Among the methods used to demonise teachers is “the cost of increasing the salary of  teachers would be borne by taxpayers in the private sector”, which is routinely dishonest: all taxpayers, whatever sector they are in, contribute to teachers’ remuneration.
But the main thrust of the TPA attack is to claim that teachers are getting above average salary increases for nothing. “Each teacher is on a pay scale with various points. As a teacher moves up the scale onto a higher point, their salary increases. All eligible teachers  in England and Wales are entitled to progress to the next point on the pay scale each year, subject to their annual performance appraisal. Between 2014-15 and 2015-16, there was  a rise of 3.9 per cent and between 2015-16 and 2016-17 there was an increase of 4.6 per cent” they tell. So let’s consider that claim, shall we?

One, the TPA is attacking performance related pay, which puts them in an interesting position. Two, being “entitled to progress” is not an automatic increase. Three, as the DfE document the TPA cites emphasises, “Combining the progression and composition effects gives the total average salary change”. In other words, it’s not that simple.
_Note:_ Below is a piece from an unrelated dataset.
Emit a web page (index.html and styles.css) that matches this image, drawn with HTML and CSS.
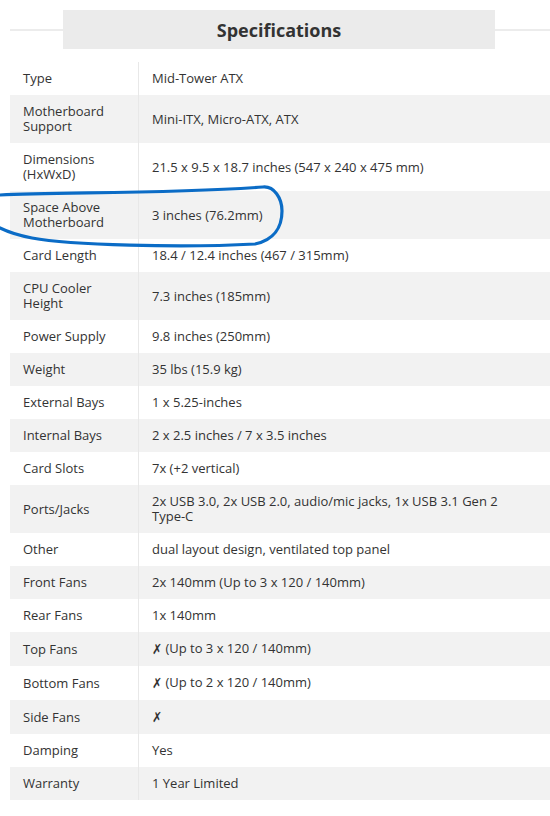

And four, the total salary change for 2015-16 is 1.2%, and for 2016-17 it is 1.6%.

The TPA dismisses those figures by claiming that, although they “demonstrate that the  average salary for teachers increased between 2015-16 and 2016-17, it does not give the complete picture. This is because it fails to take into consideration the progression effect”.
But, as the DfE document shows, it does take the progression effect into account (the negative “composition effect” reflects those leaving the profession having earned more than those joining it). In other words, the TPA is seriously misleading its audience.

Teachers earn more than manual workers for rather obvious reasons. They do a job that many of us would be unwilling, and indeed unable, to perform. That they are being attacked by a group of non-job holders who contribute nothing to the UK’s economy tells you all you need to know about the TPA. They are an absolute shower.